*Your task:*
Scan the listing below. Report each line that includes "this".

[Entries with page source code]
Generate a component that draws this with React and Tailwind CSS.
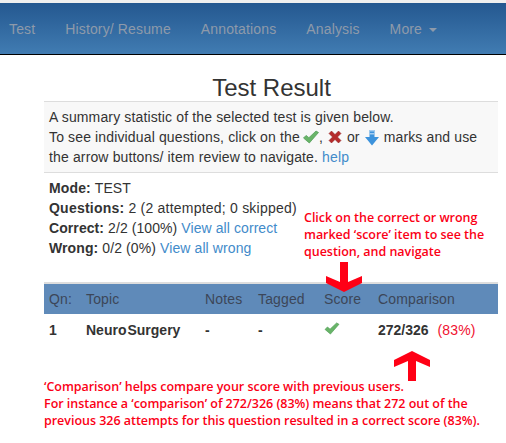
const navItems = ["Test", "History/ Resume", "Annotations", "Analysis"];

function Tick({ className }) {
  return (
    <svg className={className} viewBox="0 0 16 14" aria-hidden="true">
      <path d="M0.500 8l2.600-2.600 2.800 2.300L13 1l2.500 1.500L6.300 13z" fill="#68b468" stroke="#4a9a50" strokeWidth="0.7" />
    </svg>
  );
}

function Cross({ className }) {
  return (
    <svg className={className} viewBox="0 0 14 14" aria-hidden="true">
      <path d="M1 3.500L3.500 1 7 4.500 10.500 1 13 3.500 9.500 7 13 10.500 10.500 13 7 9.500 3.500 13 1 10.500 4.500 7z" fill="#b52a2a" stroke="#8f2020" strokeWidth="0.5" />
    </svg>
  );
}

function DownArrow({ className }) {
  return (
    <svg className={className} viewBox="0 0 14 17" aria-hidden="true">
      <path d="M4.500 1h5v7H14l-7 8.500L0 8h4.500z" fill="#3d93dc" />
      <path d="M4.500 1h5v1.500h-5zM4.500 4h5v1.500h-5z" fill="#a6cdf0" />
    </svg>
  );
}

// dikey ok, kirmizi notlar icin
function RedArrow({ up, className }) {
  return (
    <svg className={className} viewBox="0 0 36 30" aria-hidden="true">
      {up ? (
        <path d="M18 0L36 9v7L22 10v20h-8V10L0 16V9z" fill="#ff0015" />
      ) : (
        <path d="M14 0h8v20l14-6v7L18 30 0 21v-7l14 6z" fill="#ff0015" />
      )}
    </svg>
  );
}

export default function App() {
  return (
    <div className="relative h-[443px] w-[506px] overflow-hidden bg-white font-['Liberation_Sans',Arial,sans-serif] text-[14px] leading-5 tracking-[0.14px] text-[#333]">
      <div className="h-[3px] bg-[#efefef]" />
      <nav className="flex h-[52px] items-center border-b border-black bg-gradient-to-b from-[#245890] to-[#417cb2] text-[#8e9aaa]">
        {navItems.map((item) => (
          <a key={item} className="pl-[9px] pr-[21px]">{item}</a>
        ))}
        <a className="flex items-center gap-[7px] pl-[9px]">
          More
          <span className="mt-[2px] border-x-4 border-t-4 border-x-transparent border-t-[#8e9aaa]" />
        </a>
      </nav>

      <div className="ml-[44px] w-[454px]">
        <h1 className="mt-[21px] mb-[1px] pl-[1px] text-center text-[24px] leading-[24px] tracking-normal text-[#333]">Test Result</h1>
        <div className="h-[72px] border-y border-[#ddd] bg-[#f8f8f8] px-[5px] pt-[5px]">
          <p>A summary statistic of the selected test is given below.</p>
          <p className="flex items-center">
            To see individual questions, click on the
            <Tick className="ml-[3px] h-[14px] w-[16px]" />,
            <Cross className="ml-[5px] h-[14px] w-[14px]" />
            <span className="ml-[5px]">or</span>
            <DownArrow className="ml-[5px] h-[17px] w-[14px]" />
            <span className="ml-[5px]">marks and use</span>
          </p>
          <p>the arrow buttons/ item review to navigate. <a className="text-[#428bca]">help</a></p>
        </div>

        <div className="mt-[5px] px-[5px]">
          <p><b>Mode:</b> TEST</p>
          <p className="tracking-[0.22px]"><b>Questions:</b> 2 (2 attempted; 0 skipped)</p>
          <p className="tracking-[0.08px]"><b>Correct:</b> 2/2 (100%) <a className="text-[#428bca]">View all correct</a></p>
          <p className="tracking-[0.1px]"><b>Wrong:</b> 0/2 (0%) <a className="text-[#428bca]">View all wrong</a></p>
        </div>

        <table className="mt-[24px] w-full border-collapse text-left">
          <thead>
            <tr className="h-[31px] border-t-2 border-[#ddd] bg-[#5f8ab9] text-[#3c4658]">
              <th className="w-[42px] pl-[5px] font-normal">Qn:</th>
              <th className="w-[119px] font-normal">Topic</th>
              <th className="w-[53px] font-normal">Notes</th>
              <th className="w-[66px] font-normal">Tagged</th>
              <th className="w-[54px] font-normal">Score</th>
              <th className="font-normal">Comparison</th>
            </tr>
          </thead>
          <tbody>
            <tr className="h-[31px] font-bold tracking-normal">
              <td className="pl-[5px]">1</td>
              <td>Neuro<span className="ml-[1px]">Surgery</span></td>
              <td>-</td>
              <td>-</td>
              <td><Tick className="-mt-[3px] h-[13px] w-[16px]" /></td>
              <td>272/326 <span className="ml-[5px] font-normal tracking-[0.14px] text-[#f01030]">(83%)</span></td>
            </tr>
          </tbody>
        </table>

        <p className="mt-[33px] font-['Open_Sans',sans-serif] text-[12.500px] leading-[17px] font-semibold tracking-[-0.03px] whitespace-nowrap text-[#fb0016]">
          ‘Comparison’ helps compare your score with previous users.
          <br />
          For instance a ‘comparison’ of 272/326 (83%) means that 272 out of the
          <br />
          previous 326 attempts for this question resulted in a correct score (83%).
        </p>
      </div>

      {/* resim uzerine eklenen notlar */}
      <p className="absolute top-[209px] left-[304px] font-['Open_Sans',sans-serif] text-[12.500px] leading-[17px] font-semibold tracking-[-0.03px] whitespace-nowrap text-[#fb0016]">
        Click on the correct or wrong
        <br />
        marked ‘score’ item to see the
        <br />
        question, and navigate
      </p>
      <RedArrow className="absolute top-[262px] left-[326px] h-[30px] w-[36px]" />
      <RedArrow up className="absolute top-[351px] left-[394px] h-[30px] w-[36px]" />
    </div>
  );
}
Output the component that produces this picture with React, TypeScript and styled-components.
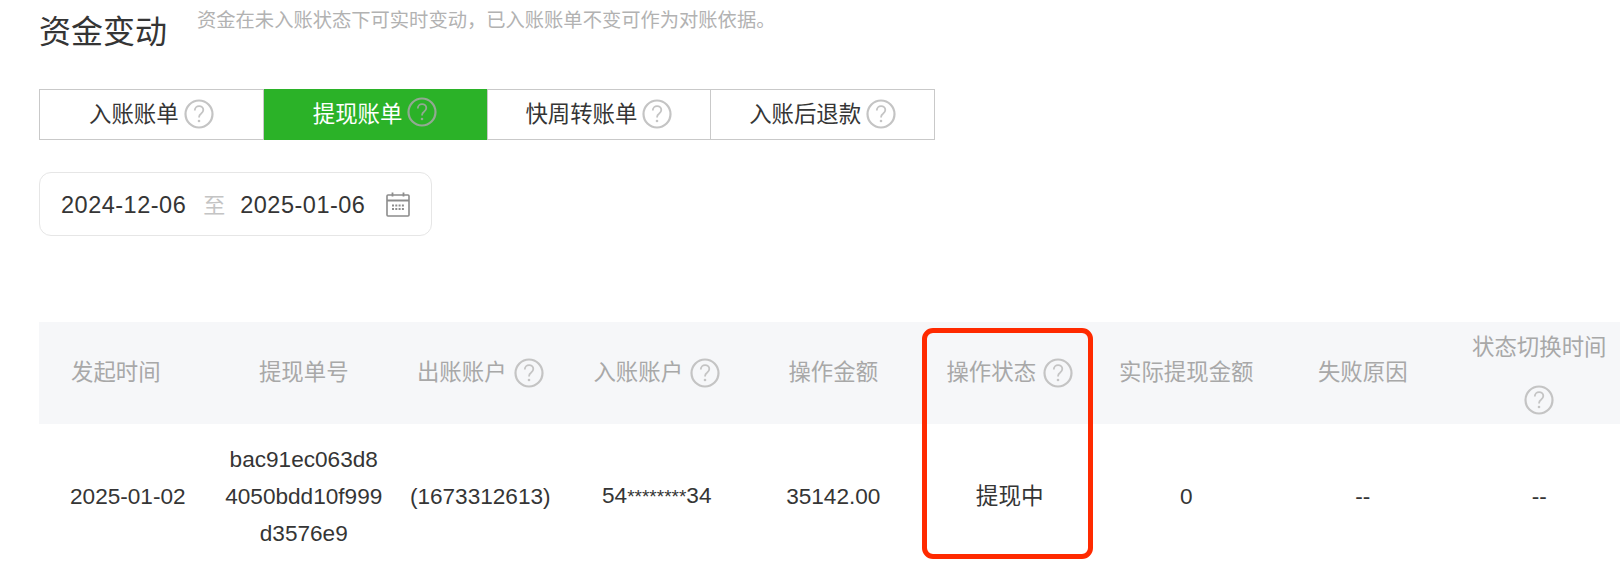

*Task response:*
Generate a component that draws this with React and Tailwind CSS.
          previous 326 attempts for this question resulted in a correct score (83%).
Output the component that produces this picture with React, TypeScript and styled-components.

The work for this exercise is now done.